→ Exercise objective
Set down, word for word, only the lines from the start of the records through the line bearing "import React from 'react';"; include no pictures.

→ Data extract
────────────────
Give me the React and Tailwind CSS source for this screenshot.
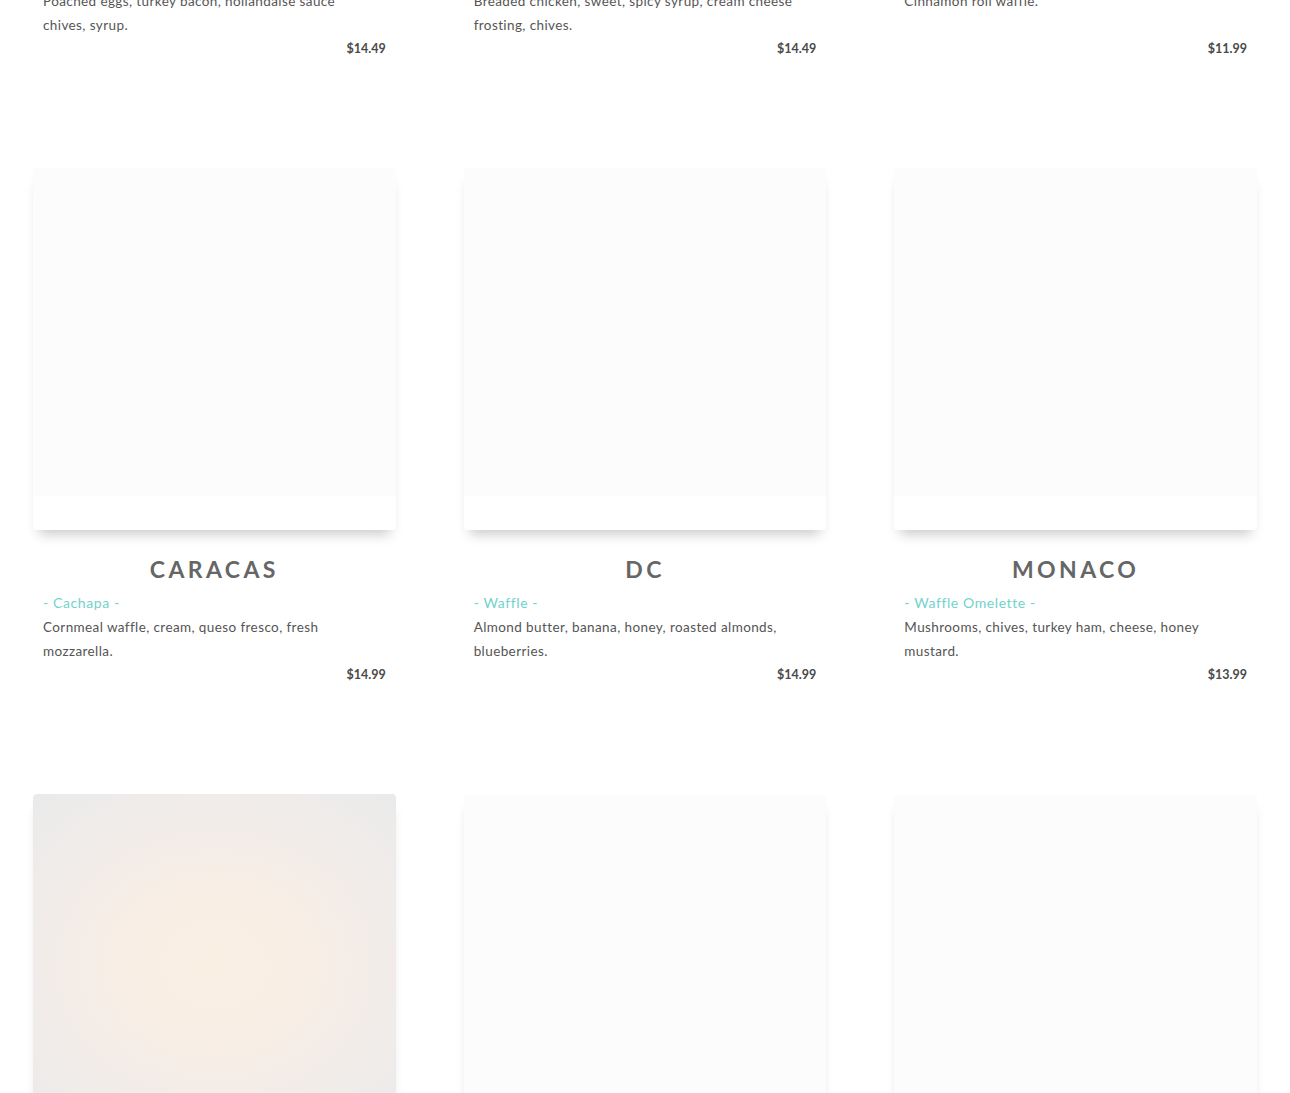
import React from 'react';

const ITEMS = [
  { city: 'Paris', sub: 'Benedict Waffle', desc: 'Poached eggs, turkey bacon, hollandaise sauce chives, syrup.', price: '$14.49' },
  { city: 'Nashville', sub: 'Chicken & Waffle', desc: 'Breaded chicken, sweet, spicy syrup, cream cheese frosting, chives.', price: '$14.49' },
  { city: 'Vienna', sub: 'Cinnamon Waffle', desc: 'Cinnamon roll waffle.', price: '$11.99' },
  { city: 'Caracas', sub: 'Cachapa', desc: 'Cornmeal waffle, cream, queso fresco, fresh mozzarella.', price: '$14.99' },
  { city: 'DC', sub: 'Waffle', desc: 'Almond butter, banana, honey, roasted almonds, blueberries.', price: '$14.99' },
  { city: 'Monaco', sub: 'Waffle Omelette', desc: 'Mushrooms, chives, turkey ham, cheese, honey mustard.', price: '$13.99' },
  { city: 'Lima', sub: 'Tres Leches', desc: 'Sponge waffle, three milks, whipped cream.', price: '$12.99', warm: true },
  { city: 'Oslo', sub: 'Heart Waffle', desc: 'Brown cheese, sour cream, strawberry jam.', price: '$12.49' },
  { city: 'Tokyo', sub: 'Matcha Waffle', desc: 'Matcha batter, red bean, whipped cream.', price: '$13.49' },
];

function MenuCard({ item }) {
  return (
    <div className="flex flex-col">
      {/* Photo frame */}
      <div className="aspect-square flex flex-col bg-white rounded-[4px] shadow-[0_10px_12px_-6px_rgba(0,0,0,0.22)]">
        <div
          className={
            item.warm
              ? 'flex-1 rounded-t-[4px] bg-[radial-gradient(ellipse_75%_70%_at_50%_52%,#faefe3_0%,#f8eee5_35%,#f0ecea_70%,#eaeaea_100%)]'
              : 'flex-1 rounded-t-[4px] bg-[#fcfcfc]'
          }
        />
        <div className="h-[34px] rounded-b-[4px] bg-white" />
      </div>

      {/* Text */}
      <h3 className="mt-[17px] h-[44px] flex items-center justify-center text-[23px] font-bold tracking-[3.4px] uppercase text-[#666666]">
        {item.city}
      </h3>
      <div className="px-[10px] text-[13.5px] leading-[24px] tracking-[0.4px]">
        <p className="text-[14px] tracking-[0.6px] text-[#72d2cc]">- {item.sub} -</p>
        <p className="text-[#555555] pr-[14px] min-h-[48px]">{item.desc}</p>
        <p className="text-right font-bold text-[12.5px] text-[#4a4a4a] tracking-normal">{item.price}</p>
      </div>
    </div>
  );
}

export default function App() {
  return (
    <div className="h-[1093px] overflow-hidden bg-white font-['Lato','Open_Sans',sans-serif]">
      <div className="mt-[-459px] px-[33px] grid grid-cols-3 gap-x-[68px] gap-y-[107px]">
        {ITEMS.map(item => (
          <MenuCard key={item.city} item={item} />
        ))}
      </div>
    </div>
  );
}
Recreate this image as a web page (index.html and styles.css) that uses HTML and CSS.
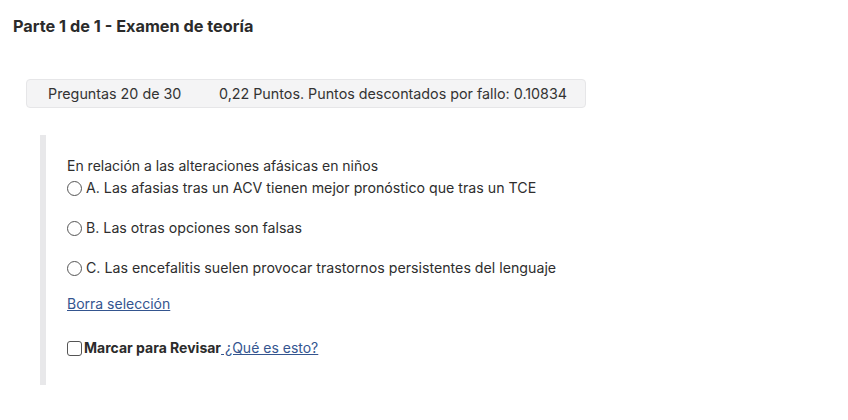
────────────────
→ Answer to this problem
Give me the React and Tailwind CSS source for this screenshot.
import React from 'react';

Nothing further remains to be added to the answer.